Print the listing in its entirety and exactly, leaving out images.

--- Start MATERIAL ---

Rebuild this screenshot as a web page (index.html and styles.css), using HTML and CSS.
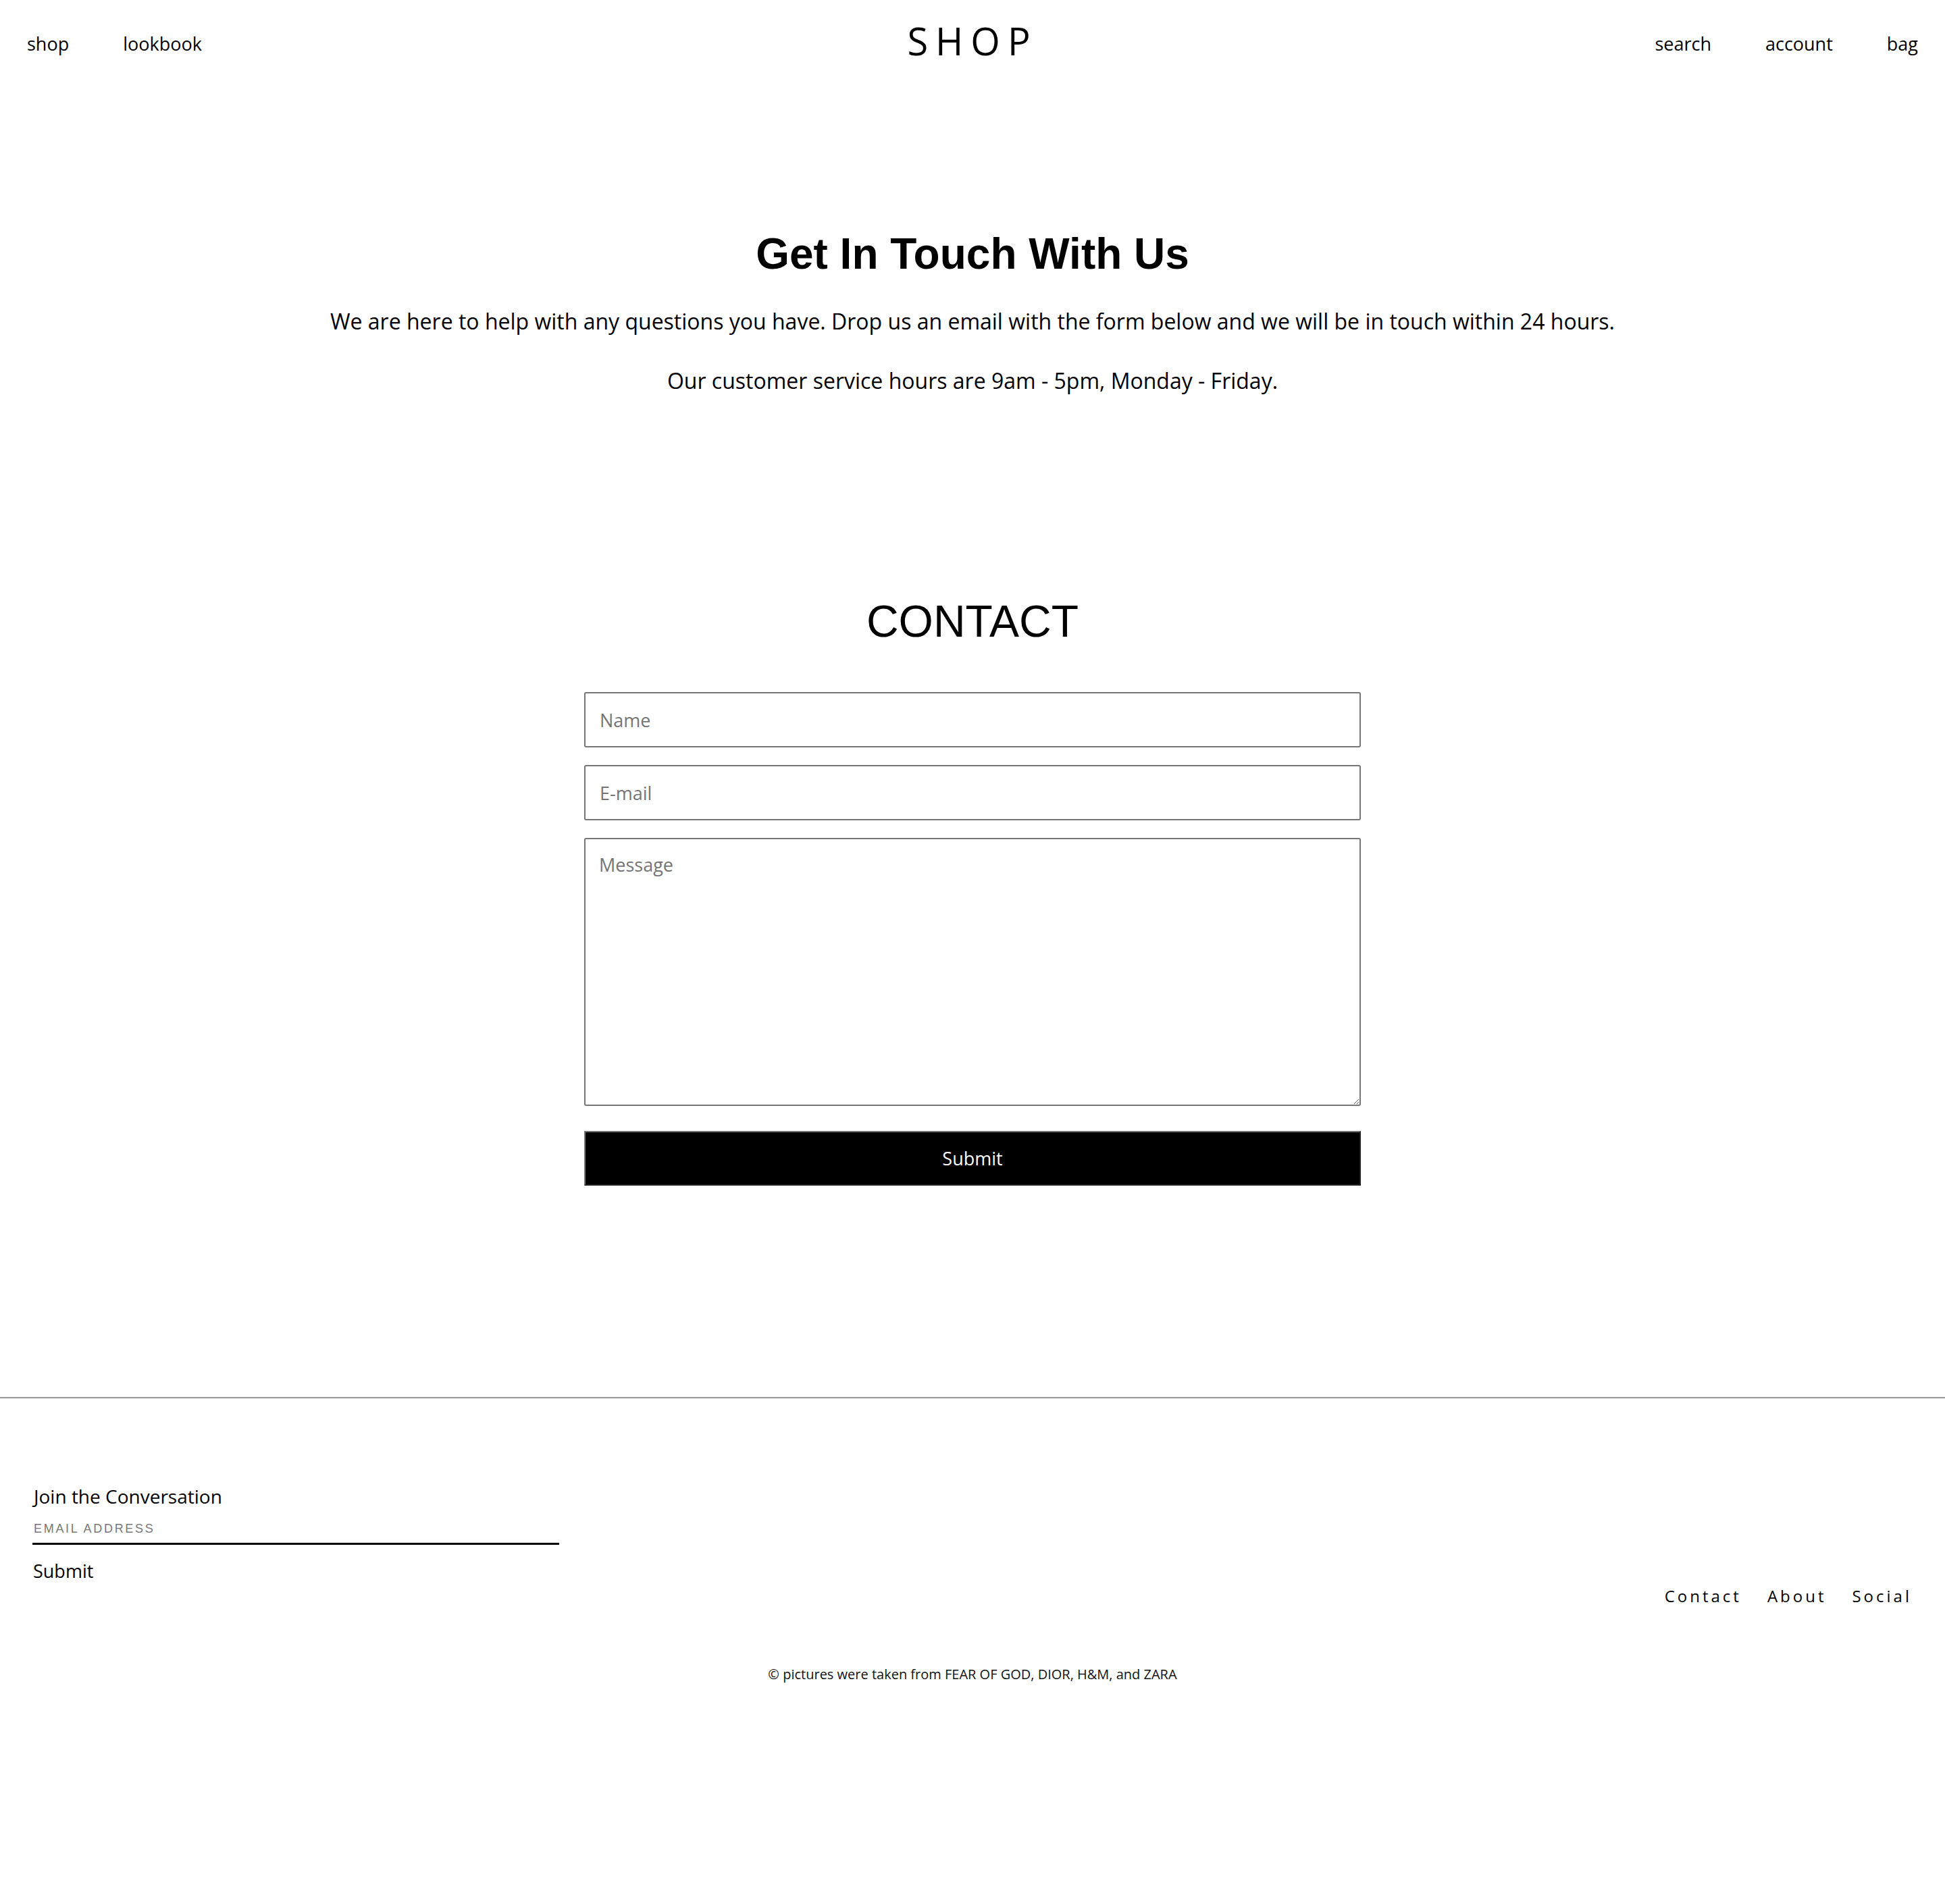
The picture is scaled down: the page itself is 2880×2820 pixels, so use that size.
FILE: index.html
```html
<!DOCTYPE html>
<html lang="en">
<head>
<meta charset="utf-8">
<title>Contact - SHOP</title>
<link rel="stylesheet" href="styles.css">
</head>
<body>
<header class="site-header">
  <nav class="nav nav-left">
    <a href="#" class="nav-link">shop</a>
    <a href="#" class="nav-link">lookbook</a>
  </nav>
  <div class="logo">SHOP</div>
  <nav class="nav nav-right">
    <a href="#" class="nav-link">search</a>
    <a href="#" class="nav-link">account</a>
    <a href="#" class="nav-link">bag</a>
  </nav>
</header>

<main class="page">
  <section class="intro">
    <h1 class="intro-title">Get In Touch With Us</h1>
    <p class="intro-text">We are here to help with any questions you have. Drop us an email with the form below and we will be in touch within 24 hours.</p>
    <p class="intro-text intro-hours">Our customer service hours are 9am - 5pm, Monday - Friday.</p>
  </section>

  <section class="contact">
    <h2 class="contact-title">CONTACT</h2>
    <form class="contact-form">
      <input class="field" type="text" placeholder="Name">
      <input class="field" type="email" placeholder="E-mail">
      <textarea class="field field-message" placeholder="Message"></textarea>
      <button class="submit" type="button">Submit</button>
    </form>
  </section>
</main>

<footer class="site-footer">
  <hr class="footer-rule">
  <div class="footer-row">
    <div class="newsletter">
      <p class="newsletter-title">Join the Conversation</p>
      <input class="newsletter-input" type="email" placeholder="EMAIL ADDRESS">
      <button class="newsletter-submit" type="button">Submit</button>
    </div>
    <ul class="footer-links">
      <li><a href="#" class="footer-link">Contact</a></li>
      <li><a href="#" class="footer-link">About</a></li>
      <li><a href="#" class="footer-link">Social</a></li>
    </ul>
  </div>
  <p class="copyright">© pictures were taken from FEAR OF GOD, DIOR, H&amp;M, and ZARA</p>
</footer>
</body>
</html>
```

FILE: styles.css
```css
* {
  box-sizing: border-box;
}

html, body {
  margin: 0;
  padding: 0;
  background: #fff;
}

body {
  font-family: "Open Sans", "Noto Sans", sans-serif;
  color: #000;
}

a {
  color: inherit;
  text-decoration: none;
}

/* Header */
.site-header {
  display: grid;
  grid-template-columns: 1fr auto 1fr;
  align-items: center;
  height: 124px;
}

.nav {
  display: flex;
  align-items: center;
  padding-top: 4px;
}

.nav-right {
  justify-content: flex-end;
}

.nav-link {
  font-size: 27px;
  padding: 0 40px;
  color: #000;
}

.logo {
  font-size: 56px;
  letter-spacing: 11px;
  margin-bottom: 4px;
  color: #000;
}

/* Intro */
.intro {
  padding-top: 215px;
  text-align: center;
}

.intro-title {
  font-family: "Liberation Sans", Arial, sans-serif;
  font-weight: bold;
  font-size: 64px;
  line-height: normal;
  margin: 0;
}

.intro-text {
  font-size: 32px;
  margin: 41px 0 0;
}

.intro-hours {
  margin-top: 45px;
}

/* Contact */
.contact {
  padding-top: 297px;
}

.contact-title {
  font-family: "Liberation Sans", Arial, sans-serif;
  font-weight: normal;
  font-size: 66px;
  line-height: normal;
  text-align: center;
  margin: 0;
}

.contact-form {
  width: 1150px;
  margin: 67px auto 0;
  display: flex;
  flex-direction: column;
}

.field {
  display: block;
  width: 100%;
  height: 82px;
  margin: 0 0 26px;
  padding: 0 21px;
  border: 2px solid #767676;
  border-radius: 3px;
  font-family: "Open Sans", "Noto Sans", sans-serif;
  font-size: 27px;
  color: #000;
  background: #fff;
}

.field::placeholder {
  color: #757575;
}

.field-message {
  height: 397px;
  margin-bottom: 37px;
  padding: 19px 20px;
  resize: vertical;
}

.submit {
  display: block;
  width: 100%;
  height: 81px;
  background: #000;
  color: #fff;
  font-family: "Open Sans", "Noto Sans", sans-serif;
  font-size: 27px;
  border-width: 2px;
  border-style: solid;
  border-color: #767676 #1f1f1f #1f1f1f #767676;
  cursor: pointer;
}

/* Footer */
.site-footer {
  margin-top: 313px;
}

.footer-rule {
  margin: 0;
  height: 0;
  border: 0;
  border-top: 2px solid #9a9a9a;
  border-bottom: 1px solid #eeeeee;
}

.footer-row {
  display: flex;
  justify-content: space-between;
  align-items: flex-end;
  padding: 0 49px 0 48px;
  margin-top: 125px;
}

.newsletter {
  width: 780px;
  margin-bottom: 35px;
}

.newsletter-title {
  font-size: 28px;
  margin: 0;
  padding-left: 2px;
}

.newsletter-input {
  display: block;
  width: 780px;
  height: 53px;
  padding: 8px 0 0 2px;
  border: 0;
  border-bottom: 3px solid #000;
  font-family: "Liberation Sans", Arial, sans-serif;
  font-size: 18px;
  letter-spacing: 2.7px;
  background: transparent;
}

.newsletter-input::placeholder {
  color: #777;
}

.newsletter-submit {
  display: block;
  margin-top: 20px;
  padding: 0 0 0 1px;
  border: 0;
  background: none;
  font-family: "Open Sans", "Noto Sans", sans-serif;
  font-size: 27px;
  color: #000;
}

.footer-links {
  display: flex;
  gap: 38px;
  list-style: none;
  margin: 0;
  padding: 0;
}

.footer-link {
  font-size: 24px;
  letter-spacing: 4px;
  color: #000;
}

.copyright {
  text-align: center;
  font-size: 20px;
  margin: 86px 0 0;
  color: #111;
}
```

--- End MATERIAL ---

# FULL SOLUTION:
Rebuild this screenshot as a web page (index.html and styles.css), using HTML and CSS.
The picture is scaled down: the page itself is 2880×2820 pixels, so use that size.
FILE: index.html
```html
<!DOCTYPE html>
<html lang="en">
<head>
<meta charset="utf-8">
<title>Contact - SHOP</title>
<link rel="stylesheet" href="styles.css">
</head>
<body>
<header class="site-header">
  <nav class="nav nav-left">
    <a href="#" class="nav-link">shop</a>
    <a href="#" class="nav-link">lookbook</a>
  </nav>
  <div class="logo">SHOP</div>
  <nav class="nav nav-right">
    <a href="#" class="nav-link">search</a>
    <a href="#" class="nav-link">account</a>
    <a href="#" class="nav-link">bag</a>
  </nav>
</header>

<main class="page">
  <section class="intro">
    <h1 class="intro-title">Get In Touch With Us</h1>
    <p class="intro-text">We are here to help with any questions you have. Drop us an email with the form below and we will be in touch within 24 hours.</p>
    <p class="intro-text intro-hours">Our customer service hours are 9am - 5pm, Monday - Friday.</p>
  </section>

  <section class="contact">
    <h2 class="contact-title">CONTACT</h2>
    <form class="contact-form">
      <input class="field" type="text" placeholder="Name">
      <input class="field" type="email" placeholder="E-mail">
      <textarea class="field field-message" placeholder="Message"></textarea>
      <button class="submit" type="button">Submit</button>
    </form>
  </section>
</main>

<footer class="site-footer">
  <hr class="footer-rule">
  <div class="footer-row">
    <div class="newsletter">
      <p class="newsletter-title">Join the Conversation</p>
      <input class="newsletter-input" type="email" placeholder="EMAIL ADDRESS">
      <button class="newsletter-submit" type="button">Submit</button>
    </div>
    <ul class="footer-links">
      <li><a href="#" class="footer-link">Contact</a></li>
      <li><a href="#" class="footer-link">About</a></li>
      <li><a href="#" class="footer-link">Social</a></li>
    </ul>
  </div>
  <p class="copyright">© pictures were taken from FEAR OF GOD, DIOR, H&amp;M, and ZARA</p>
</footer>
</body>
</html>
```

FILE: styles.css
```css
* {
  box-sizing: border-box;
}

html, body {
  margin: 0;
  padding: 0;
  background: #fff;
}

body {
  font-family: "Open Sans", "Noto Sans", sans-serif;
  color: #000;
}

a {
  color: inherit;
  text-decoration: none;
}

/* Header */
.site-header {
  display: grid;
  grid-template-columns: 1fr auto 1fr;
  align-items: center;
  height: 124px;
}

.nav {
  display: flex;
  align-items: center;
  padding-top: 4px;
}

.nav-right {
  justify-content: flex-end;
}

.nav-link {
  font-size: 27px;
  padding: 0 40px;
  color: #000;
}

.logo {
  font-size: 56px;
  letter-spacing: 11px;
  margin-bottom: 4px;
  color: #000;
}

/* Intro */
.intro {
  padding-top: 215px;
  text-align: center;
}

.intro-title {
  font-family: "Liberation Sans", Arial, sans-serif;
  font-weight: bold;
  font-size: 64px;
  line-height: normal;
  margin: 0;
}

.intro-text {
  font-size: 32px;
  margin: 41px 0 0;
}

.intro-hours {
  margin-top: 45px;
}

/* Contact */
.contact {
  padding-top: 297px;
}

.contact-title {
  font-family: "Liberation Sans", Arial, sans-serif;
  font-weight: normal;
  font-size: 66px;
  line-height: normal;
  text-align: center;
  margin: 0;
}

.contact-form {
  width: 1150px;
  margin: 67px auto 0;
  display: flex;
  flex-direction: column;
}

.field {
  display: block;
  width: 100%;
  height: 82px;
  margin: 0 0 26px;
  padding: 0 21px;
  border: 2px solid #767676;
  border-radius: 3px;
  font-family: "Open Sans", "Noto Sans", sans-serif;
  font-size: 27px;
  color: #000;
  background: #fff;
}

.field::placeholder {
  color: #757575;
}

.field-message {
  height: 397px;
  margin-bottom: 37px;
  padding: 19px 20px;
  resize: vertical;
}

.submit {
  display: block;
  width: 100%;
  height: 81px;
  background: #000;
  color: #fff;
  font-family: "Open Sans", "Noto Sans", sans-serif;
  font-size: 27px;
  border-width: 2px;
  border-style: solid;
  border-color: #767676 #1f1f1f #1f1f1f #767676;
  cursor: pointer;
}

/* Footer */
.site-footer {
  margin-top: 313px;
}

.footer-rule {
  margin: 0;
  height: 0;
  border: 0;
  border-top: 2px solid #9a9a9a;
  border-bottom: 1px solid #eeeeee;
}

.footer-row {
  display: flex;
  justify-content: space-between;
  align-items: flex-end;
  padding: 0 49px 0 48px;
  margin-top: 125px;
}

.newsletter {
  width: 780px;
  margin-bottom: 35px;
}

.newsletter-title {
  font-size: 28px;
  margin: 0;
  padding-left: 2px;
}

.newsletter-input {
  display: block;
  width: 780px;
  height: 53px;
  padding: 8px 0 0 2px;
  border: 0;
  border-bottom: 3px solid #000;
  font-family: "Liberation Sans", Arial, sans-serif;
  font-size: 18px;
  letter-spacing: 2.7px;
  background: transparent;
}

.newsletter-input::placeholder {
  color: #777;
}

.newsletter-submit {
  display: block;
  margin-top: 20px;
  padding: 0 0 0 1px;
  border: 0;
  background: none;
  font-family: "Open Sans", "Noto Sans", sans-serif;
  font-size: 27px;
  color: #000;
}

.footer-links {
  display: flex;
  gap: 38px;
  list-style: none;
  margin: 0;
  padding: 0;
}

.footer-link {
  font-size: 24px;
  letter-spacing: 4px;
  color: #000;
}

.copyright {
  text-align: center;
  font-size: 20px;
  margin: 86px 0 0;
  color: #111;
}
```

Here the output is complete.